Jewish Prayer - Role of Women

Role of Women

Men are obligated to perform public prayer three times a day with additional services on Jewish holidays. According to Jewish law, each prayer must be performed within specific time ranges, based on the time that the communal sacrifice the prayer is named after would have been performed in the days of the Temple in Jerusalem.

According to the Talmud women are generally exempted from obligations that have to be performed at a certain time. Orthodox authorities have generally interpreted this exemption due to women's higher spiritual level and therefore a lack of need to connect to God at specific times, since they are always connected to God. In accordance with the general exemption from time-bound obligations, most Orthodox authorities have exempted women from performing evening prayers (Maariv), but most believe that women should at least try to pray Shacharit and Mincha, the morning and afternoon prayers, respectively.

Orthodox authorities have been careful to note that although women have been exempted from praying at specific fixed times, they are not exempted from the obligation of prayer itself. The 19th century posek Yechiel Michel Epstein, author of the Arukh HaShulkhan, notes: "Even though the rabbis set prayer at fixed times in fixed language, it was not their intention to issue a leniency and exempt women from this ritual act".

Authorities have disagreed on the minimum amount that women's prayer should contain.

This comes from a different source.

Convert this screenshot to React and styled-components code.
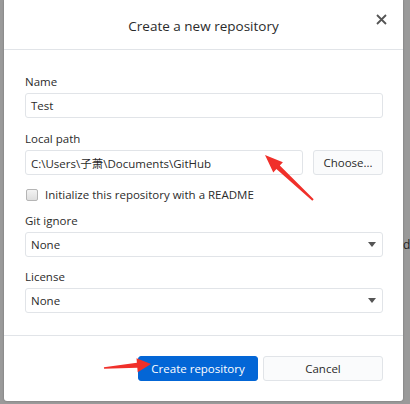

Many Jews rely on the ruling of the (Ashkenazi) Rabbi Avraham Gombiner in his Magen Avraham commentary on the Shulkhan Arukh, and more recently the (Sephardi) Rabbi Ovadia Yosef (Yabiah Omer vol. 6, 17), that women are only required to pray once a day, in any form they choose, so long as the prayer contains praise of (brakhot), requests to (bakashot), and thanks of (hodot) God. In addition, not all Orthodox authorities agree that women are completely exempt from time-bound prayer. The Mishnah Berurah by Rabbi Yisrael Meir Kagan, an important code of Ashkenzic Jewish law, holds that the Men of the Great Assembly obligated women to say Shacharit (morning) and Minchah (afternoon) prayer services each day, "just like men". The Mishnah Berurah also states that although women are exempt from reciting the Shema Yisrael, they should nevertheless say it anyway. Nonetheless, even the most liberal Orthodox authorities hold that women cannot count in a minyan for purposes of public prayer.

Throughout Orthodox Judaism, including its most liberal forms, men and women are required to sit in separate sections with a mechitza (partition) separating them. Conservative/Masorti Judaism permits mixed seating (almost universally in the United States, but not in all countries). All Reform and Reconstructionist congregations have mixed seating.

Haredi and much of Modern Orthodox Judaism has a blanket prohibition on women leading public congregational prayers. Conservative Judaism has developed a blanket justification for women leading all or virtually all such prayers, holding that although only obligated individuals can lead prayers and women were not traditionally obligated, Conservative Jewish women in modern times have as a collective whole voluntarily undertaken such an obligation. Reform and Reconstructionist congregations permit women to perform all prayer roles because they do not regard halakha as binding.

A small liberal wing within Modern Orthodox Judaism, particularly rabbis friendly to the Jewish Orthodox Feminist Alliance (JOFA), has begun re-examining the role of women in prayers based on an individual, case-by-case look at the historical role of specific prayers and services, doing so within classical halakhic interpretation.

Accepting that where obligation exists only the obligated can lead, this small group has typically made three general arguments for expanded women's roles:

  1. Because women were required to perform certain korbanot (sacrifices) in the Temple in Jerusalem, women today are required to perform, and hence can lead (and can count in the minyan for if required), the specific prayers substituting for these specific sacrifices. Birchat Hagomel falls in this category.
  2. Because certain parts of the service were added after the Talmud defined mandatory services, such prayers are equally voluntary on everyone and hence can be led by women (and no minyan is required). Pseukei D'Zimrah in the morning and Kabbalat Shabbat on Friday nights fall in this category.
  3. In cases where the Talmud indicates that women are generally qualified to lead certain services but do not do so because of the "dignity of the congregation", modern congregations are permitted to waive such dignity if they wish. Torah reading on Shabbat falls in this category. An argument that women are permitted to lead the services removing and replacing the Torah in the Ark on Shabbat extends from their ability to participate in Torah reading then.

A very small number of Modern Orthodox congregations accept some such arguments, but very few Orthodox congregations or authorities accept all or even most of them. Many of those who do not accept this reasoning point to kol isha, the tradition that prohibits a man from hearing a woman other than his wife sing. JOFA refers to congregations generally accepting such arguments as Partnership Minyanim. On Shabbat in a Partnership Minyan, women can typically lead Kabbalat Shabbat, the P'seukei D'Zimrah, the services for removing the Torah from and replacing it to the Ark, and Torah reading, as well as give a D'Var Torah or sermon.